Diciamo le cose come stanno. Il Parlamento italiano oggi è sciolto da ogni disciplina. Tanto per fare un altro esempio e capire bene di che cosa stiamo parlando, riferiamo ciò che è successo al primo incontro con il governo sulla riforma fiscale alla Commissione Finanze alla Camera. Gli esponenti della Lega hanno detto chiaro chiaro: se non togliete l’articolo sul nuovo catasto, noi non votiamo nulla. Sui balneari è successo di peggio. Gli stessi ministri leghisti che hanno approvato all’unanimità la riforma con legge delega fanno capire nel giro di meno di ventiquattro ore che in Parlamento il provvedimento lo cambiano. I partiti e le loro rappresentanze parlamentari sono sganciati da tutto. Fanno come vogliono.

I mercati alle prese con il caro energia, le tensioni geopolitiche in Ucraina con una guerra mai iniziata ma sempre più colpevolmente raccontata, la minaccia globale dell’inflazione e i banchieri centrali della Bce più queruli della sua storia, non sono nelle condizioni di occuparsi di queste guerricciole parlamentari italiane. Quando, però, si comincerà a vedere che le riforme non vanno avanti perché un parlamento anarchico di fatto sta scavando la fossa al governo in modo sempre più evidente e i partiti non rispondono alla disciplina di maggioranza ma neppure alla disciplina di coalizione peraltro di assetto variabile, allora le cose si mettono davvero male. Perché, se la vogliamo dire proprio tutta, siamo davanti a un modo di fare che non tiene proprio più conto delle indicazioni del governo. Perché non si può continuare impunemente a dire “in Parlamento cambiamo tutto” non solo perché simili affermazioni e simili comportamenti sono completamente incompatibili con l’attuazione del Pnrr.
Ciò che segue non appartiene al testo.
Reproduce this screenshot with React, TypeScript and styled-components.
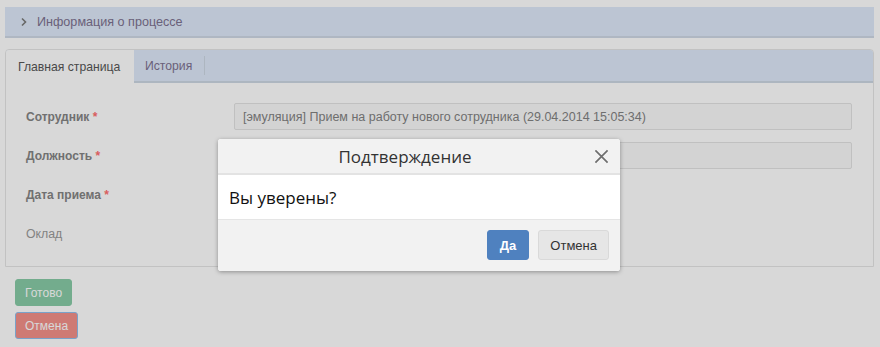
import styled, { createGlobalStyle } from "styled-components"

const Global = createGlobalStyle`
html, body {
  margin: 0;
  padding: 0;
  background: #ffffff;
}
body {
  font-family: "Liberation Sans", Arial, sans-serif;
  font-size: 12px;
}
`

const fields = [
  { label: "Сотрудник", required: true, value: "[эмуляция] Прием на работу нового сотрудника (29.04.2014 15:05:34)" },
  { label: "Должность", required: true, value: "" },
  { label: "Дата приема", required: true },
  { label: "Оклад", required: false },
]

const App = () => {
  return (
    <Page>
      <Global />
      <InfoBar>
        <Chevron viewBox="0 0 8 10">
          <path d="M2 1.5 L5.5 5 L2 8.5" fill="none" stroke="#7a7a7a" strokeWidth="1.6" />
        </Chevron>
        Информация о процессе
      </InfoBar>

      <TabPanel>
        <TabBar>
          <Tab $active>Главная страница</Tab>
          <Tab>История</Tab>
          <TabDivider />
        </TabBar>
        <Form>
          {fields.map((f) => (
            <Row key={f.label}>
              <Label $bold={f.required}>
                {f.label}
                {f.required && <Star> *</Star>}
              </Label>
              {f.value !== undefined && <Input>{f.value}</Input>}
            </Row>
          ))}
        </Form>
      </TabPanel>

      <Actions>
        <ActionButton $kind="ok">Готово</ActionButton>
        <ActionButton $kind="cancel">Отмена</ActionButton>
      </Actions>

      <Backdrop />
      <Modal>
        <ModalHeader>
          Подтверждение
          <Close viewBox="0 0 16 16">
            <path d="M1.5 1.5 L14.5 14.5 M14.5 1.5 L1.5 14.5" stroke="#6e6e6e" strokeWidth="1.8" />
          </Close>
        </ModalHeader>
        <ModalBody>Вы уверены?</ModalBody>
        <ModalFooter>
          <DialogButton $primary>Да</DialogButton>
          <DialogButton>Отмена</DialogButton>
        </ModalFooter>
      </Modal>
    </Page>
  )
}

const Page = styled.div`
  position: relative;
  min-height: 347px;
  padding: 7px 6px 0 5px;
  box-sizing: border-box;
`

const InfoBar = styled.div`
  height: 29px;
  background: #dee9f9;
  border-bottom: 2px solid #cfd9e6;
  display: flex;
  align-items: center;
  padding-left: 15px;
  color: #7d7290;
  font-size: 12.6px;
`

const Chevron = styled.svg`
  width: 8px;
  height: 10px;
  margin-right: 9px;
`

const TabPanel = styled.div`
  margin-top: 11px;
  border: 1px solid #e6e6e6;
  border-radius: 4px 4px 0 0;
  height: 218px;
  box-sizing: border-box;
`

const TabBar = styled.div`
  height: 33px;
  box-sizing: border-box;
  background: #dee9f9;
  border-bottom: 2px solid #cdd7e3;
  border-radius: 3px 3px 0 0;
  display: flex;
  align-items: stretch;
`

const Tab = styled.div<{ $active?: boolean }>`
  display: flex;
  align-items: center;
  padding: 0 12px 0 ${(p) => (p.$active ? "12px" : "11px")};
  width: ${(p) => (p.$active ? "128px" : "auto")};
  box-sizing: border-box;
  color: ${(p) => (p.$active ? "#575757" : "#7d7290")};
  background: ${(p) => (p.$active ? "#ffffff" : "transparent")};
  margin-bottom: ${(p) => (p.$active ? "-2px" : "0")};
  border-top-left-radius: ${(p) => (p.$active ? "3px" : "0")};
  font-size: 12.2px;
`

const TabDivider = styled.div`
  width: 1px;
  background: #cdd7e3;
  margin: 6px 0 6px 0;
`

const Form = styled.div`
  padding: 20px 21px 0 20px;
  display: flex;
  flex-direction: column;
  gap: 12px;
`

const Row = styled.div`
  display: flex;
  align-items: center;
  height: 27px;
`

const Label = styled.div<{ $bold?: boolean }>`
  width: 208px;
  color: ${(p) => (p.$bold ? "#858585" : "#9a9a9a")};
  font-weight: ${(p) => (p.$bold ? "bold" : "normal")};
  font-size: ${(p) => (p.$bold ? "12px" : "12.3px")};
`

const Star = styled.span`
  color: #ff6f6f;
`

const Input = styled.div`
  flex: 1;
  height: 27px;
  box-sizing: border-box;
  border: 1px solid #e3e3e3;
  border-radius: 2px;
  background: #fafafa;
  color: #828282;
  font-size: 12.5px;
  padding: 0 8px;
  display: flex;
  align-items: center;
  white-space: nowrap;
`

const Actions = styled.div`
  padding: 12px 0 0 10px;
  display: flex;
  flex-direction: column;
  align-items: flex-start;
  gap: 6px;
`

const ActionButton = styled.div<{ $kind: "ok" | "cancel" }>`
  height: 27px;
  box-sizing: border-box;
  padding: 0 9px;
  display: flex;
  align-items: center;
  border-radius: 3px;
  font-size: 12px;
  color: #ffffff;
  background: ${(p) => (p.$kind === "ok" ? "#88cca7" : "#f4918a")};
  border: 1px solid ${(p) => (p.$kind === "ok" ? "#88cca7" : "#8fc0ee")};
`

const Backdrop = styled.div`
  position: absolute;
  inset: 0;
  background: rgba(0, 0, 0, 0.153);
`

const Modal = styled.div`
  position: absolute;
  left: 218px;
  top: 139px;
  width: 402px;
  border-radius: 3px;
  overflow: hidden;
  background: #ffffff;
  box-shadow: 0 1px 4px rgba(0, 0, 0, 0.35);
  font-family: "Open Sans", "Liberation Sans", sans-serif;
`

const ModalHeader = styled.div`
  position: relative;
  height: 34px;
  background: #f2f2f2;
  border-bottom: 2px solid #e3e3e3;
  display: flex;
  align-items: center;
  justify-content: center;
  padding-right: 28px;
  font-size: 17px;
  color: #333333;
`

const Close = styled.svg`
  position: absolute;
  right: 11px;
  top: 10px;
  width: 15px;
  height: 15px;
`

const ModalBody = styled.div`
  height: 44px;
  display: flex;
  align-items: center;
  padding-left: 11px;
  font-size: 17px;
  color: #111111;
  border-bottom: 1px solid #e5e5e5;
`

const ModalFooter = styled.div`
  height: 51px;
  box-sizing: border-box;
  background: #f2f2f2;
  display: flex;
  align-items: center;
  justify-content: flex-end;
  gap: 9px;
  padding-right: 11px;
  padding-bottom: 1px;
`

const DialogButton = styled.div<{ $primary?: boolean }>`
  height: 30px;
  box-sizing: border-box;
  padding: 0 ${(p) => (p.$primary ? "12px" : "11px")};
  display: flex;
  align-items: center;
  border-radius: 3px;
  font-family: "Liberation Sans", Arial, sans-serif;
  font-size: 13px;
  font-weight: ${(p) => (p.$primary ? "bold" : "normal")};
  color: ${(p) => (p.$primary ? "#ffffff" : "#333333")};
  background: ${(p) => (p.$primary ? "#4f81bf" : "#e6e6e6")};
  border: 1px solid ${(p) => (p.$primary ? "#4f81bf" : "#d9d9d9")};
`

export default App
Qui siamo davanti a un punto delicatissimo. Perché è vero che il Parlamento è sovrano, ma non è vero – come qualcuno dice- che il Parlamento è sovrano e, quindi, sono cavoli suoi. Sarebbero anche cavoli nostri e anche il popolo è sovrano, anche noi siamo “sovrani”. I parlamentari sembrano avere interpretato il passaggio del discorso di Mattarella che chiedeva giustamente di dare tempi congrui al Parlamento per esaminare e approvare le leggi con un ragionamento del tipo “facciamo quello che vogliamo”.

Il senso di quelle parole non era affatto questo. Parlamentari e capi partito stanno di fatto travisando in modo strumentale anche le indicazioni date dal Capo dello Stato in Parlamento nel momento più solenne del suo giuramento a Camere riunite. Sembrano avere tutti, chi più chi meno, una irresponsabile voglia di disarcionare da Palazzo Chighi il Cavaliere bianco, Mario Draghi. Non si rendono nemmeno conto che stanno disarcionando la reputazione dell’Italia e che nell’ingorgo che inevitabilmente ne discenderebbe i primi a finirci sarebbero loro stessi. Se non ci arrivano da soli a capire, qualcuno si prenda la briga di spiegarglielo.